W całej Polsce wciąż wióry lecą i padają drzewa, a w Sejmie minister środowiska Jan Szyszko broni się przed odwołaniem. Jest wniosek o wotum nieufności wobec niego i projekt zmian poprawiających ustawowy bubel autorstwa PiS. Ten, który umożliwił niekontrolowaną wycinkę dziesiątek tysięcy drzew w całej Polsce.
We wtorek przed sejmem Partia Razem postawiała pomnik ku czci Jana Szyszki. Złota piła mechaniczna to "podziękowanie" za przepisy zezwalające na niekontrolowaną wycinkę drzew.
- Najbardziej z tej ustawy ucieszyło się lobby deweloperów, które zielone działki zamienia w zielone pustynie - komentuje Julia Zimmermann z Partii Razem.
Partia Razem swój happening zorganizowała w dniu, gdy w Sejmie, podczas prac komisji, posłowie Prawa i Sprawiedliwości mieli zmienić ustawę o ochronie przyrody. PiS zaproponował, by właściciel działki, który wytnie na niej drzewa, nie mógł przez 5 lat sprzedać gruntu na cele komercyjne. A także aby właściciel działki miał obowiązek zgłoszenia wycinki w urzędzie gminy.
Jan Szyszko w poniedziałek szczerze przyznał, że treści poprawek swoich partyjnych kolegów dokładnie nie zna. - Z tego, co słyszałem w radiu, to bardzo dobre podejście posłów czułych na losy przyrody i człowieka - komentował.
We wtorek politycy PiS poprosili o dwa dni zwłoki w pracach nad zmianami - ich przepisy nie mówią nic o sankcji w przypadku, gdy ktoś wycinki nie zgłosi. - W stosunku do takiej osoby powinny być konsekwencje - uważa Wojciech Skurkiewicz z PiS.
Komisja za ministrem
Posłowie zajęli się więc projektem Platformy Obywatelskiej, która chce przywrócić przepisy sprzed 1 stycznia i skończyć z "drzewną wolną amerykanką". - To nie Texas XIX wieku. Mamy również prawo ochrony środowiska, więc niech Ministerstwo Środowiska nie chowa głowy w piasek - mówi Bogusław Sonik z PO.

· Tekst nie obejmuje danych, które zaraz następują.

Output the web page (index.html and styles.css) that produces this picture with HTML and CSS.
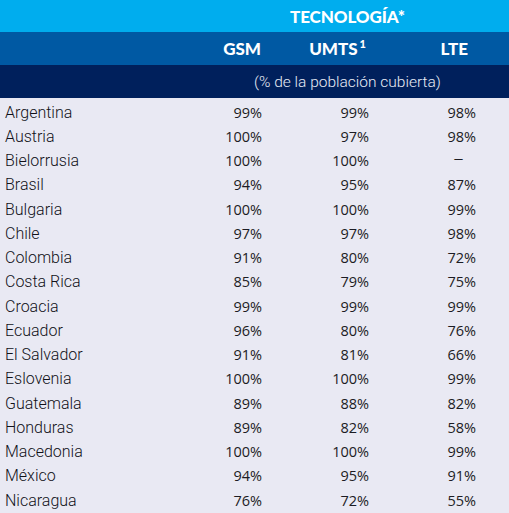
FILE: index.html
```html
<!DOCTYPE html>
<html lang="es">
<head>
<meta charset="utf-8">
<link rel="stylesheet" href="styles.css">
</head>
<body>
<div class="table">
  <div class="band band-tech"><span class="tech">TECNOLOGÍA*</span></div>
  <div class="band band-cols">
    <span></span>
    <span class="hgsm">GSM</span>
    <span class="humts">UMTS<sup>1</sup></span>
    <span class="hlte">LTE</span>
  </div>
  <div class="band band-unit"><span class="unit">(% de la población cubierta)</span></div>
  <div class="body">
    <div class="row"><span class="name">Argentina</span><span class="v">99%</span><span class="v">99%</span><span class="v">98%</span></div>
    <div class="row"><span class="name">Austria</span><span class="v">100%</span><span class="v">97%</span><span class="v">98%</span></div>
    <div class="row"><span class="name">Bielorrusia</span><span class="v">100%</span><span class="v">100%</span><span class="v dash">–</span></div>
    <div class="row"><span class="name">Brasil</span><span class="v">94%</span><span class="v">95%</span><span class="v">87%</span></div>
    <div class="row"><span class="name">Bulgaria</span><span class="v">100%</span><span class="v">100%</span><span class="v">99%</span></div>
    <div class="row"><span class="name">Chile</span><span class="v">97%</span><span class="v">97%</span><span class="v">98%</span></div>
    <div class="row"><span class="name">Colombia</span><span class="v">91%</span><span class="v">80%</span><span class="v">72%</span></div>
    <div class="row"><span class="name">Costa Rica</span><span class="v">85%</span><span class="v">79%</span><span class="v">75%</span></div>
    <div class="row"><span class="name">Croacia</span><span class="v">99%</span><span class="v">99%</span><span class="v">99%</span></div>
    <div class="row"><span class="name">Ecuador</span><span class="v">96%</span><span class="v">80%</span><span class="v">76%</span></div>
    <div class="row"><span class="name">El Salvador</span><span class="v">91%</span><span class="v">81%</span><span class="v">66%</span></div>
    <div class="row"><span class="name">Eslovenia</span><span class="v">100%</span><span class="v">100%</span><span class="v">99%</span></div>
    <div class="row"><span class="name">Guatemala</span><span class="v">89%</span><span class="v">88%</span><span class="v">82%</span></div>
    <div class="row"><span class="name">Honduras</span><span class="v">89%</span><span class="v">82%</span><span class="v">58%</span></div>
    <div class="row"><span class="name">Macedonia</span><span class="v">100%</span><span class="v">100%</span><span class="v">99%</span></div>
    <div class="row"><span class="name">México</span><span class="v">94%</span><span class="v">95%</span><span class="v">91%</span></div>
    <div class="row"><span class="name">Nicaragua</span><span class="v">76%</span><span class="v">72%</span><span class="v">55%</span></div>
  </div>
</div>
</body>
</html>
```
FILE: styles.css
```css
html, body {
  margin: 0;
  padding: 0;
  background: #e9e9f3;
}
.table {
  width: 509px;
  overflow: hidden;
}
.band {
  display: flex;
  align-items: center;
  color: #ffffff;
}
.band-tech {
  height: 32px;
  background: #00adee;
  padding-left: 290px;
}
.tech {
  font-family: "Lato", sans-serif;
  font-weight: 900;
  font-size: 17px;
  letter-spacing: -0.1px;
}
.band-cols {
  height: 33px;
  background: #0059a3;
  display: grid;
  grid-template-columns: 155px 107px 107px 99px;
  font-family: "Lato", sans-serif;
  font-weight: 900;
  font-size: 17px;
}
.band-cols span {
  text-align: right;
}
.hgsm { padding-right: 1px; }
.humts { padding-right: 3px; }
.humts sup {
  font-size: 11px;
  vertical-align: 7px;
  line-height: 0;
  margin-left: 2px;
}
.band-unit {
  height: 33px;
  background: #00205c;
  padding-left: 254px;
}
.unit {
  font-family: "Roboto", sans-serif;
  font-weight: 300;
  font-size: 15.5px;
  color: #e8ecf6;
}
.body {
  display: flex;
  flex-direction: column;
  padding-top: 2px;
}
.row {
  height: 24.25px;
  display: grid;
  grid-template-columns: 155px 107px 107px 107px;
  align-items: center;
  color: #1c1c24;
}
.name {
  padding-left: 5px;
  font-family: "Roboto", sans-serif;
  font-size: 16px;
  font-weight: 300;
  color: #111118;
}
.v {
  text-align: right;
  font-family: "Open Sans", sans-serif;
  font-size: 14.5px;
}
.v.dash {
  padding-right: 12px;
  font-family: "Roboto", sans-serif;
  font-weight: 300;
  font-size: 17px;
  line-height: 1;
}
```
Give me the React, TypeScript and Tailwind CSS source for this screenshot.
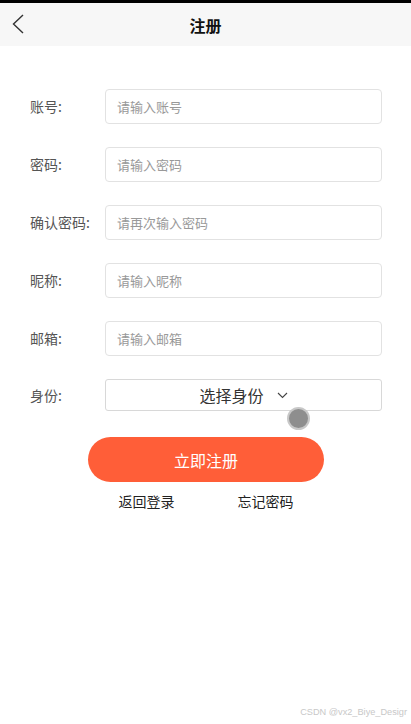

Rządząca większość projekt PO odrzuciła. Nie rekomendowała też odwołania ministra Szyszki z zajmowanego stanowiska.
Na wtorkowym posiedzeniu komisji ochrony środowiska minister się nie pojawił - był na posiedzeniu rządu. Reprezentujący go wiceminister dziennikarzom powiedział tylko, że drzewom już nic nie grozi - od 1 marca wycinać swobodnie drzew już nie wolno, ze względu na okres lęgowy ptaków.